Он будет оживлять Жюли-Мари сколько угодно раз – как Эмили Сейлан, а все остальное время она сможет отдыхать – то в воде, под илом, то в земле, на кладбище Пюи-Ларока. Он бы положил в гроб кукол, чтобы Жюли-Мари не скучала, перед этим попросив Габриэль заштопать им животы. Сестру он облачит в любимую пачку – пусть крутит фуэте на дне пруда и учит Эмили Сейлан кошачьим шагам и оленьим прыжкам.
Можно поступить иначе: утопить Жюли-Мари, потом отнести в старую часовню и положить тело на алтарь, куда иногда падают разноцветные лучи через последний уцелевший витраж. Она останется нетленной и не изменится, как принцессы из детских сказок, которые лежат в хрустальных гробах или под кустом шиповника в старом парке, окружающем замок.
Сколько она спала? Дни? Недели? Месяцы? Ей кажется, что она пробудилась после темной-темной ночи, в сердце которой исчезает время. Вырвалась из наркотического лимба, где ее посещали образы и голоса, принесенные вихрем из ее разрушенного сознания. Она не уверена, что различает, какой кому принадлежит.

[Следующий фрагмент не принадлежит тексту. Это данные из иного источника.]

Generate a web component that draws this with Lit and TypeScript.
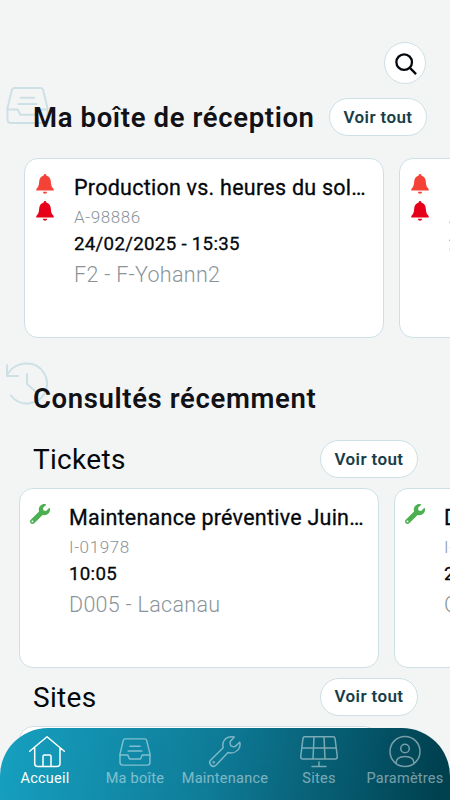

Она садится на край кровати. За шторами проглядывает голубоватая линия. Катрин встает, распахивает створки окна и ставни, и они ударяются о фасад дома. Во дворе заря рассеивает остатки ночи. Катрин вдыхает ароматы осени, запах полей, смолистых стволов и перегноя. Она оглядывает полутемную комнату. Вещи, предметы видятся ей в истинном свете – застывшими и нелепыми: ночной горшок с белым осадком на стенках, рисунок Жюли-Мари на белой штукатурке стены, туалетный столик, бледное отражение в зеркале комнаты и ее самой – сухого тела под ночной рубашкой.
Когда родился Жером, ее мать, еще не знавшая, что рак поселился в одной из грудей, весь день сидела рядом с ними в пластмассовом кресле. Об этом Катрин никогда не забывала. Она знает, что и она однажды будет дежурить в больничной палате у изголовья только что родившей Жюли-Мари. Она постареет, лишится иллюзий, но обрадуется рождению нового члена семьи, продолжению рода, убежденная, что малышу найдется место в мире, что его существование имеет смысл, что оно законно, что в этом заключены истина и красота.
Катрин снимает ночную рубашку, аккуратно складывает, кладет на плетеное сиденье стула. По телу пробегает дрожь, она проводит ладонью по плечу, груди, бедру. Прикосновение не причиняет боли, она просто чувствует тело, долго бывшее чужим, а теперь вновь обретенное. Женщина наблюдает за своими движениями и ощущениями с небывалой прежде полнотой, очень остро воспринимает изгибы, тонкие штрихи и детали. Она подходит к комоду, вытаскивает ящики, не глядя выбирает одежду. Разве не так же она проснулась наутро после рождения Жерома, раздавленная скорбным чувством, гигантской тенью, которая вытолкнула ее из собственного тела, лишила способности заботиться о сыне, сделала все равно что мертвой?
Однажды, ясным весенним днем, когда перистые почки магнолий, растущих на пустоши, начинают лопаться и выпускают на волю гладкие белые лепестки, а тело ее матери, разрушенное химиотерапией и операциями, несут на кладбище, Катрин не может сама вылезти из машины. Габриэль и Серж поддерживают ее, почти тащат по маленькому кладбищу следом за похоронной процессией. Она так бледна, что и сама похожа на покойницу, ждущую своей очереди, чтобы лечь в землю. Солнце обжигает Катрин сетчатку, хриплые голоса ворон, сидящих на памятниках, врезаются в мозг. Она не чувствует печали, не соболезнует отцу. Он взглядом ищет одобрения у дочерей: я сел в правильном месте? я хорошо держусь? я произнес нужные слова? я иду куда надо? Катрин хочется спрятаться от него, от света дня и голосов, от руки Сержа и вида черной ямы, от сочувствующих соседей и вороньих воплей. Сразу после отпевания она умоляет Сержа отвезти ее домой. Смерть матери, затворничество отца – они видятся все реже – собственный сдвиг по фазе, перемежающийся ремиссиями, во время которых она находит детей изменившимися, повзрослевшими, отдалившимися, чужими, далее – новый уход в личные потемки… вот что происходит в течение следующих одиннадцати лет до этого влажного и холодного осеннего утра. На рассвете она готовится встретить новый день, ничего не зная об крахе свинарника и той неистовой силе, которая наконец высвободилась из-под спуда и вот-вот обрушится на них. Она молча одевается, переполненная железной уверенностью: ничто больше не держит ее в плену. Ни стены, ни люди. Даже дети, чье присутствие она угадывает за стеной. Дети, для которых она мало что могла сделать.